Kosovo president uses Holocaust to slam international court

Hashim Thaci says setting up tribunal to investigate Kosovar war crimes similar to prosecuting Jews who were persecuted by Nazis

Kosovo's president Hashim Thaci attends a memorial ceremony in Pristina for missing people from the Kosovo War, on December 30, 2017. (AFP Photo/Armend Nimani)
Kosovo's president Hashim Thaci attends a memorial ceremony in Pristina for missing people from the Kosovo War, on December 30, 2017. (AFP Photo/Armend Nimani)

PRISTINA, Kosovo (AP) — Kosovo’s president on Wednesday called an international war crimes court with jurisdiction over potential Kosovar suspects a “historical injustice,” adding his government only reluctantly accepted it as the “price for its liberty.”

In an interview with The Associated Press ahead of the 10th anniversary of Kosovo declaring independence from Serbia, Hashim Thaci slammed the court, based in The Hague, Netherlands, as akin to creating a court to judge Jews who were persecuted by the Nazis in World War II.

“Kosovo held a defensive war for its existence as a nation and attacked no one,” he said. “We have nothing to hide.”

Kosovo’s bloody war for independence ended with a 78-day NATO air campaign in June 1999, which stopped a bloody Serbian crackdown against ethnic Albanian separatists. The war left 13,000 dead and 20,000 Albanian women raped, according to Thaci.

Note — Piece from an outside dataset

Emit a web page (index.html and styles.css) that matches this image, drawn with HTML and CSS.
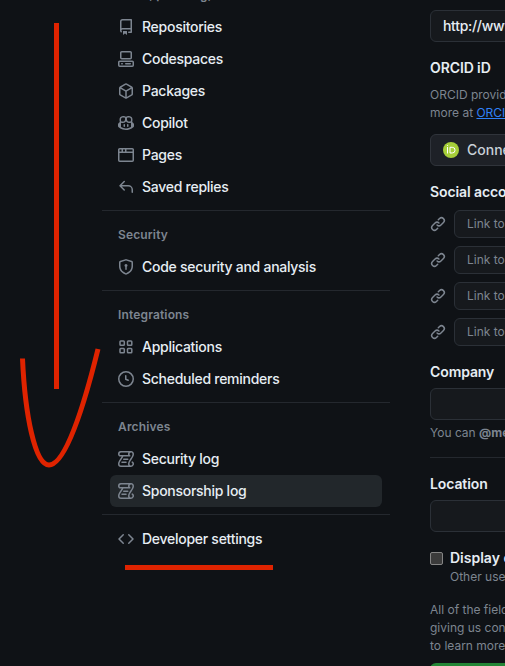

US Ambassador in Kosovo Greg Delawie speaks during an interview with The Associated Press on Wednesday Feb. 14, 2018, in Kosovo capital Pristina. (AP Photo/Visar Kryeziu)

Under US and European pressure, Kosovo’s government agreed in 2015 to set up the Kosovo war crimes court, known as the Special Chambers, to confront allegations that fighters with the Kosovo Liberation Army committed war crimes against ethnic Serbs from 1998 to 2000. The court, which has jurisdiction over Kosovo citizens, has yet to hear any cases.

US Ambassador to Kosovo Greg Delawie said Wednesday the court was meant to provide justice to the victims.

“The special court is not about whether the Kosovo Liberation Army struggle was right or not, if the KLA was good or was bad. It is about crimes committed by individual people against other individual people and the victims were all ethnic groups,” he told the AP.

Thaci said war crimes by the Serb army, paramilitary and police have remained uninvestigated.

Some Kosovar lawmakers tried last year to amend the law and extend the court’s jurisdiction over Serbs, their former adversaries in the war, but they appear to have stopped the efforts since.

Kosovo declared independence from Serbia in 2008, recognized by 115 nations but not by Serbia.